Skipping Elements In A List Python

I'm new to programming and I'm trying to do the codingbat.com problems to start. I came across this problem: Given an array calculate the sum except when there is a 13 in the array

Solution 1:

One tricky thing to notice is something like this: [1, 13, 13, 2, 3]

You need to skip 2 too

def getSum(l):
    sum = 0
    skip = False
    for i in l:
         if i == 13:
             skip = True
             continue
         if skip:
             skip = False
             continue
         sum += i
    return sum

Explanation:

You go through the items in the list one by one

Each time you

• First check if it's 13, if it is, then you mark skip as True, so that you can also skip next item.
• Second, you check if skip is True, if it is, which means it's a item right after 13, so you need to skip this one too, and you also need to set skip back to False so that you don't skip next item.
• Finally, if it's not either case above, you add the value up to sum

Solution 2:

You can use the zip function to loop the values in pairs:

def special_sum(numbers):
    s = 0
    for (prev, current) in zip([None] + numbers[:-1], numbers):
        if prev != 13 and current != 13:
            s += current
    return s

or you can do a oneliner:

def special_sum(numbers):
    return sum(current for (prev, current) in zip([None] + numbers[:-1], numbers)
               if prev != 13 and current != 13)

You can also use iterators:

from itertools import izip, chain
def special_sum(numbers):
    return sum(current for (prev, current) in izip(chain([None], numbers), numbers)
               if prev != 13 and current != 13)

(the first list in the izip is longer than the second, zip and izip ignore the extra values).

Solution 3:

Use a while loop to walk through the list, incrementing i manually. On each iteration, if you encounter a 13, increment i twice; otherwise, add the value to a running sum and increment i once.

def skip13s(l):
    i = 0
    s = 0
    while (i < len(l)):
        if l[i] == 13:
            i += 1
        else:
            s += l[i]
        i += 1
    return s

Solution 4:

Some FP-style :)

def add_but_skip_13_and_next(acc, x):
    prev, sum_ = acc
    if prev != 13 and x != 13:
        sum_ += x
    return x, sum_

filter_and_sum = lambda l: reduce(add_but_skip_13_and_next, l, (0,0))[1]
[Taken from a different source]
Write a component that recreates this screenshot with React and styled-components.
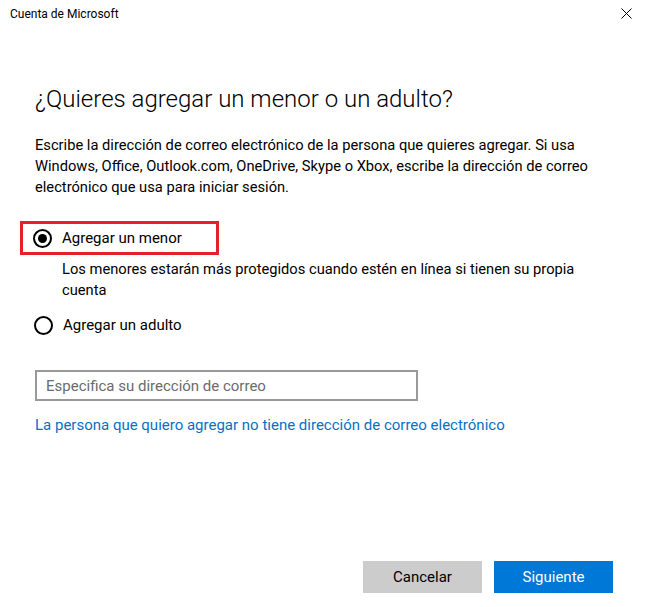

>>> print filter_and_sum([13,13,1,4])
4
>>> print filter_and_sum([1,2,13,5,13,13,-9,13,13,13,13,13,1,1])
4

This code works for any iterator, even it not provide the random access (direct indexing) - socket for example :)

Oneliner :)

>>> filter_and_sum = lambda l: reduce(
...     lambda acc, x: (x, acc[1] + (x if x != 13 and acc[0] != 13 else 0)),
...     l, (0,0))[1]
>>> print filter_and_sum([1,2,13,5,13,13,-9,13,13,13,13,13,1,1])
4

Solution 5:

I think this is the most compact solution:

def triskaidekaphobicSum(sequence):
    return sum(sequence[i] for i in range(len(sequence))
               if sequence[i] != 13 and (i == 0 or sequence[i-1] != 13))

This uses the builtin sum() function on a generator expression. The generator produces all the elements in the sequence as long as they are not 13, or immediately following a 13. The extra "or" condition is to handle the first item in the sequence (which has no previous item).